Doiron was one of two Charlottetown city councillors who took a run at the District 11 seat. Hilton was the other. Both will now be returning to their council duties. Interestingly enough, civic voters go to the polls in November 2018 although neither Doiron nor Hilton were thinking that far ahead Monday night.

“I feel fine,’’ Hilton told The Guardian. “Disappointed, absolutely, but, you know, it was an incredible opportunity to run with the Conservatives, and I don’t regret a minute of it. It was an experience I’ll never forget.’’

Hilton praised her volunteers, saying they helped her to get to every door even if she didn’t get to meet every single eligible voter.

Even if she didn’t win, Hilton feels the Green victory sends a clear message to the governing Liberal party.

“I do feel a message was sent to our premier that a change is needed, and there will be a change in the next general election.’’

District 11 Progressive Conservative candidate Melissa Hilton said even though she didn’t win Monday’s byelection, it was an experience she’ll never forget. She is shown with Opposition leader James Aylward. (Dave Stewart/The Guardian)
District 11 Progressive Conservative candidate Melissa Hilton said even though she didn’t win Monday’s byelection, it was an experience she’ll never forget. She is shown with Opposition leader James Aylward. (Dave Stewart/The Guardian)

Premier Wade MacLauchlan doesn’t see it that way.

“We went into this (byelection) knowing it was a tight race,’’ MacLauchlan told The Guardian. “These things are always a challenge, but it’s the nature of democracy. We went at it and worked hard and had a good candidate in Bob, and the voters spoke and, as I say, that’s the beauty of democracy.

“We’ll go back into the legislature (today) with a strong working majority, with a program that has been laid out in the speech from the throne and with the Island doing well.’’
Opposition leader James Aylward said that’s exactly what happened Monday night – voters want change.

“I’ve been saying all along that the electorate was going to send a clear message to Wade MacLauchlan and the tired Liberal government,’’ Aylward said. “Is this the message I was hoping to deliver to the government? No, it was not, but I’m very proud of the campaign that we ran; I am extremely proud of Melissa and the hard work that she and a huge core of volunteers in District 11 did.

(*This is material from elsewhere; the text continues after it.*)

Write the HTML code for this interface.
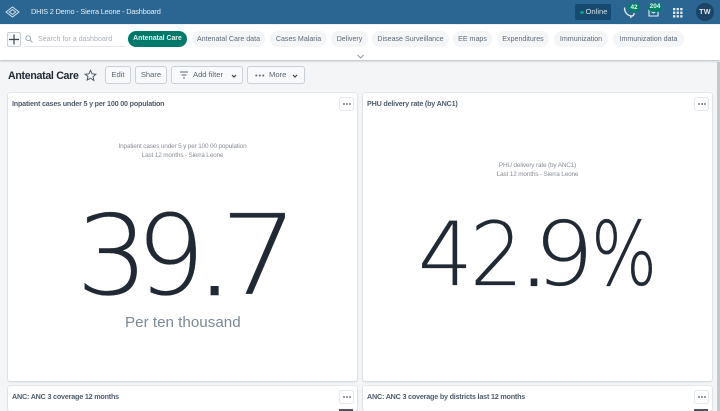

Having two members of the Green Party in the legislature is certainly bound to change the dynamic.

“Well, the dynamic changes every day in the legislature,’’ the premier said. “That’s our job, we’re in there, we’ve got three parties represented in the legislature (and) we work together to implement and to work together to put together a program.’’

The Guardian attempted to reach Redmond for comment following the final tally of votes, but he could not be reached.